RICHMOND, VA.: Media General laid out its second-quarter expectations today, saying TV station revenues are on target to come in 14 percent higher than a year ago. The rise is attributable to increased political and automotive spending, as most station groups are reporting this year. Media General stations are benefiting from campaigns in Ohio, South Carolina, Alabama and Florida.
Second-quarter 2009 revenues for the 18 TV stations were $64.7 million, down 21 percent from 2008. Political revenues dipped from $2 million in ’08 to $800,000 in 2Q09. Media General reported revenues of $67 million for the TV stations during the first quarter of 2010.

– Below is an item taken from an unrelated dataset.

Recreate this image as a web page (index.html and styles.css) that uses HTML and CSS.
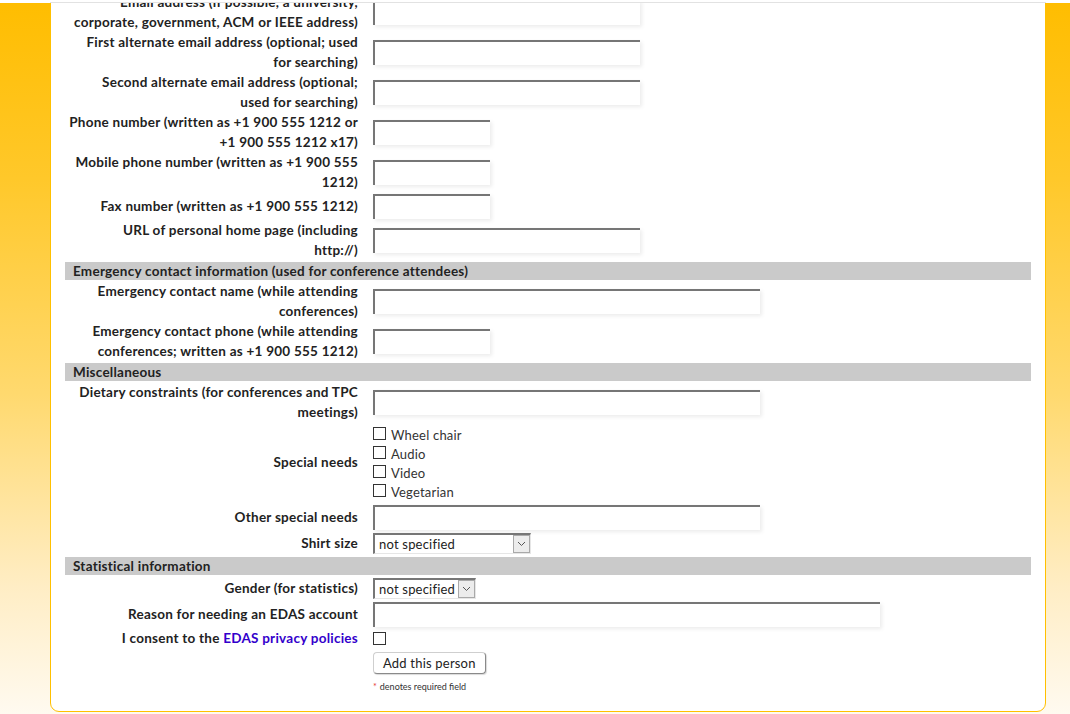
FILE: index.html
```html
<!doctype html>
<html>
<head>
<meta charset="utf-8">
<title>Add person</title>
<link rel="stylesheet" href="styles.css">
</head>
<body>

<div class="topbar"><div class="topbar-line"></div></div>

<div class="panel">
    <div class="form">
        <label class="lbl">Email address (if possible, a university,<br>corporate, government, ACM or IEEE address)</label>
        <div class="fld"><input type="text" class="txt w-l"></div>

        <label class="lbl">First alternate email address (optional; used<br>for searching)</label>
        <div class="fld"><input type="text" class="txt w-l"></div>

        <label class="lbl">Second alternate email address (optional;<br>used for searching)</label>
        <div class="fld"><input type="text" class="txt w-l"></div>

        <label class="lbl">Phone number (written as +1 900 555 1212 or<br>+1 900 555 1212 x17)</label>
        <div class="fld"><input type="text" class="txt w-s"></div>

        <label class="lbl">Mobile phone number (written as +1 900 555<br>1212)</label>
        <div class="fld"><input type="text" class="txt w-s"></div>

        <label class="lbl">Fax number (written as +1 900 555 1212)</label>
        <div class="fld"><input type="text" class="txt w-s"></div>

        <label class="lbl">URL of personal home page (including<br>http://)</label>
        <div class="fld"><input type="text" class="txt w-l"></div>

        <div class="sect">Emergency contact information (used for conference attendees)</div>

        <label class="lbl">Emergency contact name (while attending<br>conferences)</label>
        <div class="fld"><input type="text" class="txt w-m"></div>

        <label class="lbl">Emergency contact phone (while attending<br>conferences; written as +1 900 555 1212)</label>
        <div class="fld"><input type="text" class="txt w-s"></div>

        <div class="sect">Miscellaneous</div>

        <label class="lbl">Dietary constraints (for conferences and TPC<br>meetings)</label>
        <div class="fld"><input type="text" class="txt w-m"></div>

        <label class="lbl">Special needs</label>
        <div class="fld checks">
            <label class="chk"><input type="checkbox" class="box">Wheel chair</label>
            <label class="chk"><input type="checkbox" class="box">Audio</label>
            <label class="chk"><input type="checkbox" class="box">Video</label>
            <label class="chk"><input type="checkbox" class="box">Vegetarian</label>
        </div>

        <label class="lbl">Other special needs</label>
        <div class="fld"><input type="text" class="txt w-m"></div>

        <label class="lbl">Shirt size</label>
        <div class="fld">
            <span class="sel sel-shirt">
                <span class="sel-val">not specified</span>
                <span class="sel-btn"><svg width="9" height="6" viewBox="0 0 9 6"><path d="M1 1 L4.5 4.5 L8 1" fill="none" stroke="#555" stroke-width="1"/></svg></span>
            </span>
        </div>

        <div class="sect">Statistical information</div>

        <label class="lbl">Gender (for statistics)</label>
        <div class="fld">
            <span class="sel sel-gender">
                <span class="sel-val">not specified</span>
                <span class="sel-btn"><svg width="9" height="6" viewBox="0 0 9 6"><path d="M1 1 L4.5 4.5 L8 1" fill="none" stroke="#555" stroke-width="1"/></svg></span>
            </span>
        </div>

        <label class="lbl">Reason for needing an EDAS account</label>
        <div class="fld"><input type="text" class="txt w-xl"></div>

        <label class="lbl">I consent to the <a href="#">EDAS privacy policies</a></label>
        <div class="fld"><input type="checkbox" class="box"></div>

        <div class="lbl"></div>
        <div class="fld"><button type="button" class="btn">Add this person</button></div>

        <div class="lbl"></div>
        <div class="fld note"><span class="req">*</span> denotes required field</div>
    </div>
</div>

</body>
</html>
```

FILE: styles.css
```css
*{ margin: 0; padding: 0; box-sizing: border-box; }
html, body{ height: 100%; }
body{ font-family: Lato, "Liberation Sans", sans-serif; font-size: 13px; color: #222; overflow: hidden;
      background: linear-gradient(#ffbd00 0, #ffc82a 25%, #ffd96e 55%, #ffedc4 82%, #fffaf0 100%); }

/* strip at the top edge */
.topbar{ position: fixed; top: 0; left: 0; right: 0; height: 3px; background: #fff; z-index: 2; }
.topbar-line{ margin: 2px 24px 0 50px; border-top: 1px solid #e2e2e2; }

/* white card */
.panel{ width: 996px; margin: -8px 0 0 50px; padding: 0 14px 19px; background: #fff; border: 1px solid #ffc000; border-radius: 9px; }

.form{ display: grid; grid-template-columns: 297px 1fr; column-gap: 11px; row-gap: 1px; align-items: center; }
.lbl{ text-align: right; font-weight: bold; font-size: 13.5px; letter-spacing: .25px; line-height: 19.5px; padding-right: 4px; }
.lbl a{ color: #3300cc; text-decoration: none; }
.fld{ padding: 1px 0; display: flex; align-items: center; }

.sect{ grid-column: 1 / -1; background: #cacaca; height: 18px; line-height: 19px; padding-left: 8px; font-weight: bold; font-size: 13.5px; letter-spacing: .25px; margin: 1px 0 1px; }

/* text boxes */
.txt{ height: 25px; border: none; border-top: 2px solid #767676; border-left: 2px solid #767676; background: #fff; box-shadow: 2px 2px 4px rgba(0,0,0,.08); font: 13px Lato, sans-serif; padding: 0 4px; outline: none; }
.w-s{ width: 117px; }
.w-l{ width: 267px; }
.w-m{ width: 387px; }
.w-xl{ width: 507px; }

/* checkboxes */
.box{ -webkit-appearance: none; appearance: none; width: 13px; height: 13px; border: 1px solid #333; background: #fff; flex: none; }
.checks{ flex-direction: column; align-items: flex-start; padding: 2px 0; }
.chk{ display: flex; align-items: center; height: 19px; color: #333; font-weight: normal; letter-spacing: .2px; }
.chk .box{ margin-right: 5px; margin-top: -2px; }

/* dropdowns */
.sel{ display: inline-flex; align-items: stretch; height: 21px; border-top: 2px solid #767676; border-left: 2px solid #767676; border-right: 1px solid #e6e6e6; border-bottom: 1px solid #e6e6e6; background: #fff; }
.sel-val{ flex: 1; padding-left: 4px; line-height: 19px; color: #222; letter-spacing: .2px; }
.sel-btn{ width: 17px; border: 1px solid #a9a9a9; background: #ececec; display: flex; align-items: center; justify-content: center; }
.sel-shirt{ width: 158px; }
.sel-gender{ width: 103px; }

.btn{ height: 22px; padding: 0 9px; margin-top: 1px; font: 13px Lato, sans-serif; letter-spacing: .2px; color: #222; background: #fff; border: 1px solid #cfcfcf; border-right-color: #8a8a8a; border-bottom-color: #8a8a8a; border-radius: 4px; box-shadow: 1px 1px 1px rgba(0,0,0,.15); }

.note{ font-size: 9px; color: #333; padding: 5px 0 0; }
.req{ color: #e53935; margin-right: 3px; }
```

Consolidated revenues will reflect a 7 percent drop in print publishing, Media General said. Consolidated revenues are expected to come in just 2 percent higher than a year ago when Media General’s print, Web and TV businesses generated $163.8 million. That figure compares to $204.9 million for 2Q08.
Media General said it “continues to expect that total operating costs will increase 3 to 4 percent in the second quarter of 2010, reflecting the absence of furlough days in 2010 and increased support of new revenue initiatives.”
Free cash flow for the full year of 2010 is forecast at $58 million to $60 million. Shares (NYSE: MEG) were off around 1 percent in today’s trading to $11.50 on news that new home construction was down.